A pamphlet was published in 1710, with the title, The Wonders of England, purporting to contain “Doggett and Penkethman’s dialogue with Old Nick, on the suppression of Bartholomew Fair,” and accounts of many strange and wonderful things; but it was a mere “catch-penny,” as such productions of the Monmouth Street press were called, not containing a line about the suppression of the fair, and the title, as Hone observes, “like the showmen’s painted cloths in the fair, pictures monsters not visible within.”
The lesser sights of a fair in the first quarter of the eighteenth century are graphically delineated by Gay, in his character of the ballad singer, in “The Shepherd’s Week,” bringing before the mind’s eye the stalls, the lotteries, the mountebanks, the tumblers, the rope-dancers, the raree-shows, the puppets, and “all the fun of the fair.”

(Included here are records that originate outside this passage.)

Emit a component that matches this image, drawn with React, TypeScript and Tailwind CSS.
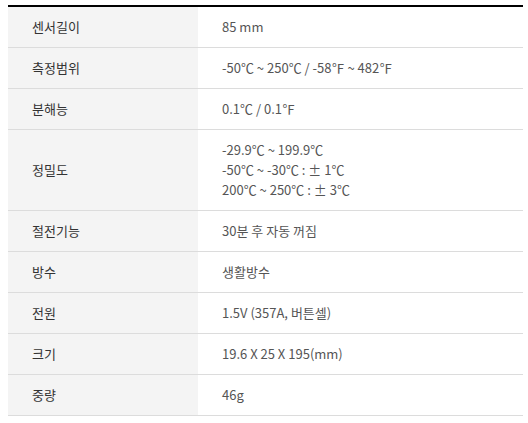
const specs: { label: string; value: string[] }[] = [
  { label: "센서길이", value: ["85 mm"] },
  { label: "측정범위", value: ["-50℃ ~ 250℃ / -58℉ ~ 482℉"] },
  { label: "분해능", value: ["0.1℃ / 0.1℉"] },
  { label: "정밀도", value: ["-29.9℃ ~ 199.9℃", "-50℃ ~ -30℃ : ± 1℃", "200℃ ~ 250℃ : ± 3℃"] },
  { label: "절전기능", value: ["30분 후 자동 꺼짐"] },
  { label: "방수", value: ["생활방수"] },
  { label: "전원", value: ["1.5V (357A, 버튼셀)"] },
  { label: "크기", value: ["19.6 X 25 X 195(mm)"] },
  { label: "중량", value: ["46g"] },
]

export default function App() {
  return (
    <div className="bg-white min-h-[423px] pt-[5px] px-2 font-['Noto_Sans_CJK_KR','Noto_Sans',sans-serif]">
      <table className="w-[515px] border-collapse border-t-2 border-black text-[13px] leading-5">
        <tbody>
          {specs.map((row) => (
            <tr key={row.label} className="border-b border-[#dcdcdc]">
              <th className="w-[190px] bg-[#f4f4f4] py-[10px] pl-6 text-left font-normal text-[#333]">
                {row.label}
              </th>
              <td className="py-[10px] pl-6 text-[#555]">
                {row.value.map((v) => (
                  <div key={v}>{v}</div>
                ))}
              </td>
            </tr>
          ))}
        </tbody>
      </table>
    </div>
  )
}
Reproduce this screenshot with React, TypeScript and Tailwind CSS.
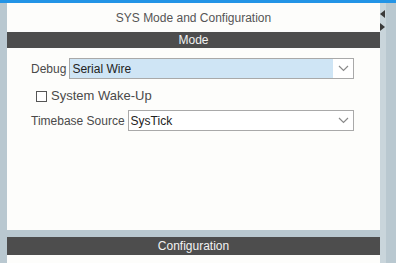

“How pedlers’ stalls with glittering toys are laid,
The various fairings of the country maid.
Long silken laces hang upon the twine,
And rows of pins and amber bracelets shine;
How the tight lass knives, combs, and scissors spies,
And looks on thimbles with desiring eyes.
Of lotteries next with tuneful note he told,
Where silver spoons are won, and rings of gold.
The lads and lasses trudge the street along,
And all the fair is crowded in his song.
The mountebank now treads the stage, and sells
His pills, his balsams, and his ague-spells;
Now o’er and o’er the nimble tumbler springs,
And on the rope the venturous maiden swings;
Jack Pudding, in his party-coloured jacket,
Tosses the glove, and jokes at every packet.
Of raree-shows he sung, and Punch’s feats,
Of pockets picked in crowds, and various cheats.”